Einen Insider-Subtext hat die Kampagne übrigens auch noch

Statt Rafs Lieblingsfotografen Willy Vanderperre hat die Kampagne wer fotografiert? Offensichtlich niemand, sondern hunderte von vollautomatischen Kameras, die die Models aus jedem erdenklichen Winkel aufnahmen. Vielleicht schon das neue Regime von Lorenzo Bertelli, der jetzt die Kommunikation der Marke übernommen hat und Verderi an Bord geholt hat und David James aus London abgesetzt. Der hatte davor das Sagen, sehr lange.

Aber ganz ehrlich: Wollen wir wirklich mit Miuccia und Raf über die Welt philosophieren? Oben im Restaurant der Fondazione mit Blick über Mailand, einem Negroni vor sich und der alten Gordon’s-Gin-Werbung dort im Rücken, natürlich sofort. Gern auch per Whatsapp (oder Signal halt). Aber so umständlich und zeitversetzt? Der Prada-Fan zermatert sich das Hirn, formuliert eine möglichst hochtrabende Antwort, die den intellektuellen Ansprüchen von Miuccia genügt – und dann muss er Wochen warten, bis vielleicht, hoffentlich sein Beitrag als Teil dieses „Ongoing Dialogue“ erscheint?
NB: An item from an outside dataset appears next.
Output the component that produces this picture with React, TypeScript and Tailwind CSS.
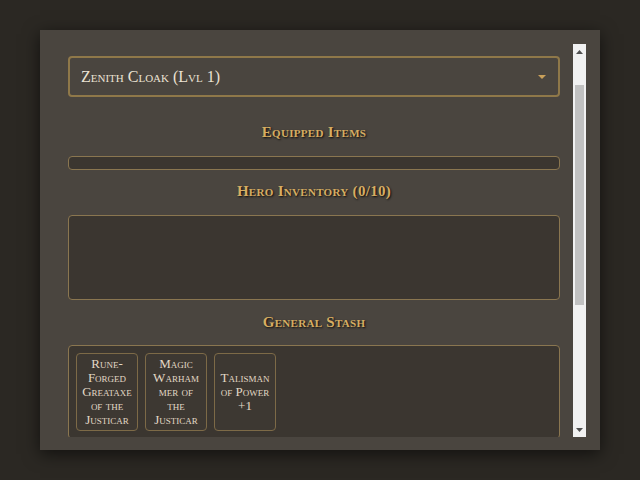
import React from "react";

const serif = "font-['Liberation_Serif','DejaVu_Serif',serif] [font-variant:small-caps]";

function Heading({ children }: { children: React.ReactNode }) {
  return (
    <h2
      className={`${serif} text-center text-[15px] font-bold leading-[20px] tracking-[0.3px] text-[#d6ad62] [text-shadow:1px_1px_2px_rgba(0,0,0,0.85)]`}
    >
      {children}
    </h2>
  );
}

function Card({ name }: { name: string }) {
  return (
    <div
      className={`${serif} flex h-[78px] w-[62px] shrink-0 items-center justify-center rounded-[4px] border border-[#7d6a47] bg-[#3d3832] px-[5px] text-center text-[13px] leading-[14px] text-[#e2d8c6] [overflow-wrap:anywhere]`}
    >
      {name}
    </div>
  );
}

function Scrollbar() {
  return (
    <div className="flex w-[13px] shrink-0 flex-col bg-[#f1f1f1]">
      <div className="flex h-[15px] items-center justify-center">
        <svg width="7" height="4" viewBox="0 0 7 4">
          <path d="M0 4 L7 4 L3.5 0 Z" fill="#505050" />
        </svg>
      </div>
      <div className="flex flex-1 flex-col">
        <div className="h-[26px]" />
        <div className="mx-[2px] h-[220px] bg-[#c1c1c1]" />
      </div>
      <div className="flex h-[15px] items-center justify-center">
        <svg width="7" height="4" viewBox="0 0 7 4">
          <path d="M0 0 L7 0 L3.5 4 Z" fill="#505050" />
        </svg>
      </div>
    </div>
  );
}

export default function App() {
  return (
    <div className="flex h-[480px] w-[640px] items-center justify-center bg-[#2b2823]">
      <div className="h-[420px] w-[560px] bg-[#4a453f] p-[14px] shadow-[0_4px_16px_rgba(0,0,0,0.6)]">
        <div className="flex h-[393px]">
          <div className="flex-1 overflow-hidden">
            <div className="flex flex-col pl-[14px] pr-[13px] pt-[12px]">
              <button
                className={`${serif} flex h-[41px] items-center justify-between rounded-[4px] border-2 border-[#8f7849] bg-[#4a453f] pl-[11px] pr-[12px] text-left text-[16px] text-[#ebe2d3]`}
              >
                <span>Zenith Cloak (Lvl 1)</span>
                <svg width="8" height="4" viewBox="0 0 8 4">
                  <path d="M0 0 L8 0 L4 4 Z" fill="#c9a05a" />
                </svg>
              </button>
              <div className="mt-[25px]">
                <Heading>Equipped Items</Heading>
              </div>
              <div className="mt-[14px] h-[14px] rounded-[4px] border border-[#8a7650] bg-[#3b3630]" />
              <div className="mt-[11px]">
                <Heading>Hero Inventory (0/10)</Heading>
              </div>
              <div className="mt-[14px] h-[85px] rounded-[4px] border border-[#8a7650] bg-[#3b3630]" />
              <div className="mt-[12px]">
                <Heading>General Stash</Heading>
              </div>
              <div className="mt-[13px] flex gap-[7px] rounded-[4px] border border-[#8a7650] bg-[#3b3630] p-[7px]">
                <Card name="Rune-Forged Greataxe of the Justicar" />
                <Card name="Magic Warhammer of the Justicar" />
                <Card name="Talisman of Power +1" />
              </div>
            </div>
          </div>
          <Scrollbar />
        </div>
      </div>
    </div>
  );
}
Und was, wenn selbst der Prada-Fan nicht die ganz großen Fragen klären kann (die Zuschriften von den Givenchy- oder Philipp Plein-Kunden mag man sich gar nicht vorstellen)? Wahrscheinlich beantworten Dinge wie „Die Sinnhaftigkeit von Funktion“ oder „Was noch wirklich neu ist“ immer noch am besten Miuccia und Raf selbst mit ihren Entwürfen. Lediglich die Frage „Sind Sie selbstbewusst genug, um Ihre Widersprüche zu akzeptieren?“, werden viele ganz einfach beantworten können. Na klar! Und jetzt her mit diesen Logo-Ohrringen.